Estudos da Universidade de Michigan mostram que casais e equipes que discutem de forma razoável e respeitosa tendem a ter vínculos mais sólidos a longo prazo. Isso porque a chave não está em evitar discussões, mas em abandonar a necessidade de “vencer” o outro. Quando o diálogo é conduzido com empatia e escuta, as divergências se tornam oportunidades de aprendizado mútuo, e não ameaças à autoestima.
Por outro lado, a dificuldade em admitir erros ou reconhecer o ponto de vista alheio costuma estar associada a traços de autoritarismo e imaturidade emocional. A insistência em ter razão a qualquer custo revela, muitas vezes, uma insegurança profunda. A pessoa acredita que ceder é sinal de fraqueza, quando, na verdade, é prova de sabedoria.
A maturidade emocional é o grande divisor de águas nesse dilema. As pessoas emocionalmente maduras compreendem que não precisam vencer todas as discussões para se sentirem válidas ou respeitadas. Elas sabem escolher as batalhas que valem a pena lutar e têm a serenidade para deixar de lado aquelas que apenas gerariam desgaste.
Muitas vezes, insistir em estar certo é um impulso de defesa, uma forma inconsciente de reafirmar a própria identidade. Porém, quando essa necessidade se torna constante, o resultado é o oposto da paz: gera-se tensão, ansiedade e frustração.
Priorizar a paz interior, portanto, é um ato de sabedoria. Isso não significa se omitir, mas discernir quando o preço da razão é alto demais. Em certos momentos, o silêncio vale mais do que a última palavra, as vezes o silêncio é a melhor resposta. A serenidade nasce quando compreendemos que, ao abrir mão de ter razão, não estamos nos diminuindo, mas preservando o que realmente importa, a harmonia com os outros e consigo mesmo.
A psicanálise oferece uma perspectiva interessante sobre esse dilema. Segundo essa abordagem, a necessidade obsessiva de ter razão está ligada à fantasia narcísica, o desejo inconsciente de manter o controle e reafirmar a própria superioridade. O sujeito neurótico, nessa leitura, pode colocar tudo a perder, como por exemplo: relacionamentos, amizades, até a própria paz, apenas para não abrir mão da sensação de estar certo.
Para esse tipo de pessoa, a felicidade está condicionada ao reconhecimento do outro: ela só se sente bem quando o outro admite que ela tem razão. Esse mecanismo revela uma prisão emocional, na qual o amor e o diálogo são substituídos pela disputa de poder.
A superação dessa dinâmica só é possível quando o amor entra em cena. O amor verdadeiro rompe com o narcisismo, pois exige vulnerabilidade, escuta e abertura para o outro. Amar é permitir que o outro também tenha razão, é aceitar que a verdade pode ser compartilhada. Quando o amor prevalece sobre o ego, o conflito perde força, e o que resta é a possibilidade de construir pontes em vez de erguer muros.
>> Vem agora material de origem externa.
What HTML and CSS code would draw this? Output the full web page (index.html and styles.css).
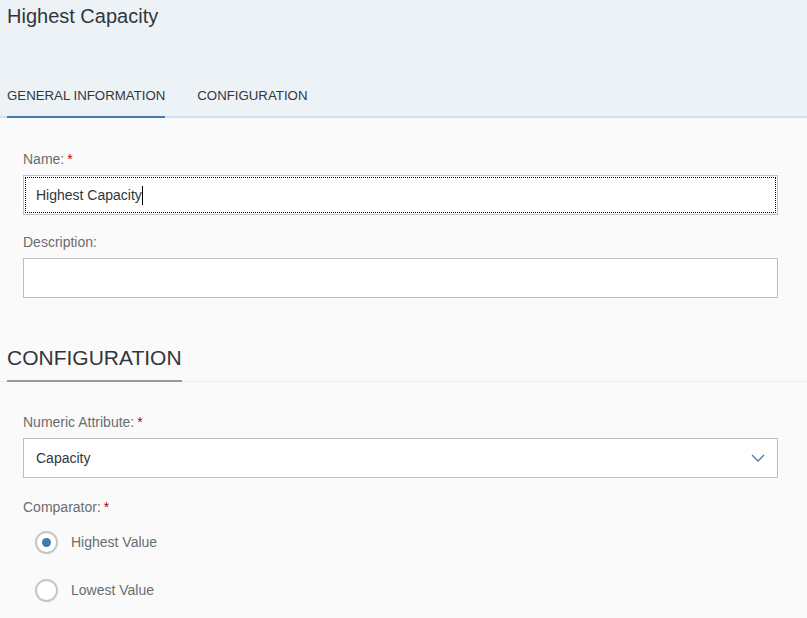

Ainda assim, é preciso reconhecer que há situações em que ceder não é a escolha certa. Em questões que envolvem princípios éticos, direitos fundamentais ou injustiças, abrir mão da razão pode significar conivência com o erro. Nesses casos, insistir na verdade é um ato de coragem, não de vaidade.
A sabedoria, portanto, está em discernir o contexto. É preciso perguntar: estou defendendo um valor essencial ou apenas o meu orgulho? Quando a defesa é de um princípio, vale insistir. Mas quando se trata apenas de provar um ponto, talvez o silêncio seja o caminho mais nobre.
Há pessoas que acreditam que abrir mão da razão sempre conduz à paz. Outras afirmam que a verdadeira felicidade só é possível quando se vive de acordo com a verdade, mesmo que isso traga conflitos. Ambas as visões contêm uma parcela de verdade. O desafio é reconhecer que a vida não se move por absolutos, mas por equilíbrios sutis.
A frase “você prefere ser feliz ou ter razão?” continua ecoando porque nos obriga a olhar para dentro. Ela questiona o quanto estamos dispostos a abrir mão do orgulho em nome da serenidade, e até que ponto a busca pela razão é, na verdade, uma fuga do próprio medo de errar.
Ser feliz, nesse sentido, é um exercício de desapego, o desapego da necessidade de controle, de aprovação e da ilusão de que a verdade pertence apenas a nós. É compreender que, às vezes, mais vale um gesto de afeto do que uma argumentação perfeita. É entender que a razão pode até convencer, mas o amor é o que transforma.
Por outro lado, não há felicidade verdadeira construída sobre a negação da própria consciência. A paz que exige submissão ou mentira não é paz, mas conformismo. Ser feliz, então, não é escolher a ignorância, e sim aprender a usar a razão com compaixão.
No fim das contas, o que realmente importa é encontrar o ponto de equilíbrio entre a mente e o coração. Há momentos em que ser feliz significa calar. Em outros, significa falar. A sabedoria está em saber distinguir um do outro. E, talvez, a resposta mais madura para a pergunta inicial não seja “prefiro ser feliz” nem “prefiro ter razão”, mas “prefiro ser consciente”.
Porque quem é consciente sabe que a felicidade e a razão não são inimigas, são duas faces da mesma escolha: viver com equilíbrio, empatia e verdade.